Problem description: Each line of the material must be repeated precisely, with the pictures left out.

Information shown:
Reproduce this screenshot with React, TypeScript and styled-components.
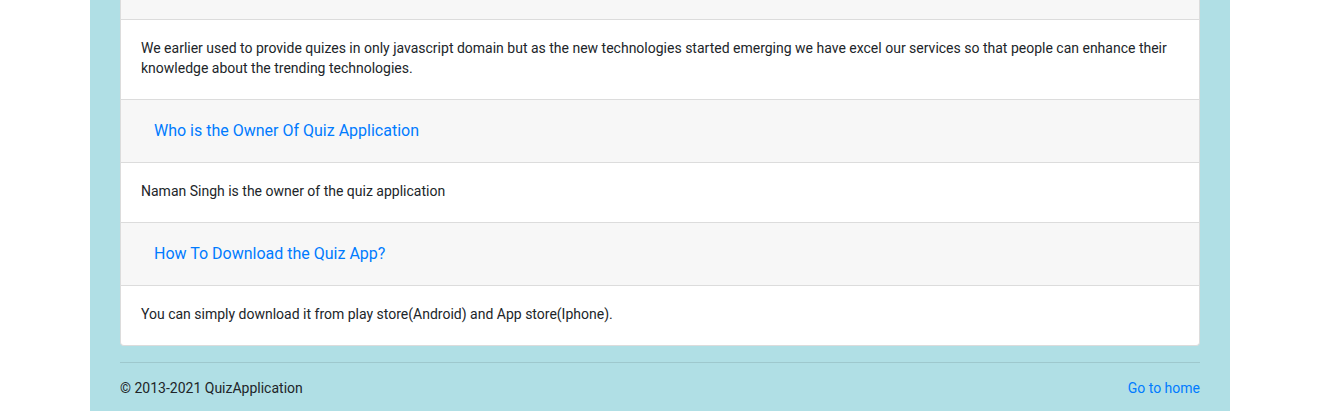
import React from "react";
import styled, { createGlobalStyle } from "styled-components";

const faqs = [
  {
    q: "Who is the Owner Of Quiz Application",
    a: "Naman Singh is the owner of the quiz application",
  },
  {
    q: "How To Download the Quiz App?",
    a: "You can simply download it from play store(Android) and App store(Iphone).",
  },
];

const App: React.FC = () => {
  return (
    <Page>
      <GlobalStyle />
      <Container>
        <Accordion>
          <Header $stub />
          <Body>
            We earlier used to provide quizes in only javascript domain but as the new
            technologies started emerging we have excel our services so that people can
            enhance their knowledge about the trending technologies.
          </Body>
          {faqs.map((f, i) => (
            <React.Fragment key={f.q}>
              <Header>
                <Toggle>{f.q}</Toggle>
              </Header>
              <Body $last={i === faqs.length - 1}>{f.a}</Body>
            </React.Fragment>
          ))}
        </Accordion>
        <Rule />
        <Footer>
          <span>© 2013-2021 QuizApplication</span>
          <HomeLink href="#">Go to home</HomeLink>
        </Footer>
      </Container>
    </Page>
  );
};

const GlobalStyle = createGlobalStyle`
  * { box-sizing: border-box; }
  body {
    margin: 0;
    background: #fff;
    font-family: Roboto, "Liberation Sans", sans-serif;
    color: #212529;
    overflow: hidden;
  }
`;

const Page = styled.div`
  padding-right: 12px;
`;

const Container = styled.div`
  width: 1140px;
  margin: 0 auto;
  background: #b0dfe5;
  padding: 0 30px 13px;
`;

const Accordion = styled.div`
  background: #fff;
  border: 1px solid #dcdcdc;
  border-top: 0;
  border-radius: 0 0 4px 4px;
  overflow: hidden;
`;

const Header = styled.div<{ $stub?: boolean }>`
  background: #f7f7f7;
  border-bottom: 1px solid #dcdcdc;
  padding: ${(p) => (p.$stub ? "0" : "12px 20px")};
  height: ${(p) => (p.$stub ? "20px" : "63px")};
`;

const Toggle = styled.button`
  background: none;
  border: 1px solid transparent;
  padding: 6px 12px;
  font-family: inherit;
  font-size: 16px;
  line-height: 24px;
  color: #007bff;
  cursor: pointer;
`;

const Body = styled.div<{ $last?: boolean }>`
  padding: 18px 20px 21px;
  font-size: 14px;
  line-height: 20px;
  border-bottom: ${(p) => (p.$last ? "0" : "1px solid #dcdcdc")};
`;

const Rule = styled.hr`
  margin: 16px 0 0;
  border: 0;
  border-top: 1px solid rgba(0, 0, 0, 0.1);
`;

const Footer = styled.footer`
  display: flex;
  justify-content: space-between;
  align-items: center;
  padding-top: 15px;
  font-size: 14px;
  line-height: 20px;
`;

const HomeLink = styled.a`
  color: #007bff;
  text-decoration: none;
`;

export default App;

Complete output:
Reproduce this screenshot with React, TypeScript and styled-components.
import React from "react";
import styled, { createGlobalStyle } from "styled-components";

const faqs = [
  {
    q: "Who is the Owner Of Quiz Application",
    a: "Naman Singh is the owner of the quiz application",
  },
  {
    q: "How To Download the Quiz App?",
    a: "You can simply download it from play store(Android) and App store(Iphone).",
  },
];

const App: React.FC = () => {
  return (
    <Page>
      <GlobalStyle />
      <Container>
        <Accordion>
          <Header $stub />
          <Body>
            We earlier used to provide quizes in only javascript domain but as the new
            technologies started emerging we have excel our services so that people can
            enhance their knowledge about the trending technologies.
          </Body>
          {faqs.map((f, i) => (
            <React.Fragment key={f.q}>
              <Header>
                <Toggle>{f.q}</Toggle>
              </Header>
              <Body $last={i === faqs.length - 1}>{f.a}</Body>
            </React.Fragment>
          ))}
        </Accordion>
        <Rule />
        <Footer>
          <span>© 2013-2021 QuizApplication</span>
          <HomeLink href="#">Go to home</HomeLink>
        </Footer>
      </Container>
    </Page>
  );
};

const GlobalStyle = createGlobalStyle`
  * { box-sizing: border-box; }
  body {
    margin: 0;
    background: #fff;
    font-family: Roboto, "Liberation Sans", sans-serif;
    color: #212529;
    overflow: hidden;
  }
`;

const Page = styled.div`
  padding-right: 12px;
`;

const Container = styled.div`
  width: 1140px;
  margin: 0 auto;
  background: #b0dfe5;
  padding: 0 30px 13px;
`;

const Accordion = styled.div`
  background: #fff;
  border: 1px solid #dcdcdc;
  border-top: 0;
  border-radius: 0 0 4px 4px;
  overflow: hidden;
`;

const Header = styled.div<{ $stub?: boolean }>`
  background: #f7f7f7;
  border-bottom: 1px solid #dcdcdc;
  padding: ${(p) => (p.$stub ? "0" : "12px 20px")};
  height: ${(p) => (p.$stub ? "20px" : "63px")};
`;

const Toggle = styled.button`
  background: none;
  border: 1px solid transparent;
  padding: 6px 12px;
  font-family: inherit;
  font-size: 16px;
  line-height: 24px;
  color: #007bff;
  cursor: pointer;
`;

const Body = styled.div<{ $last?: boolean }>`
  padding: 18px 20px 21px;
  font-size: 14px;
  line-height: 20px;
  border-bottom: ${(p) => (p.$last ? "0" : "1px solid #dcdcdc")};
`;

const Rule = styled.hr`
  margin: 16px 0 0;
  border: 0;
  border-top: 1px solid rgba(0, 0, 0, 0.1);
`;

const Footer = styled.footer`
  display: flex;
  justify-content: space-between;
  align-items: center;
  padding-top: 15px;
  font-size: 14px;
  line-height: 20px;
`;

const HomeLink = styled.a`
  color: #007bff;
  text-decoration: none;
`;

export default App;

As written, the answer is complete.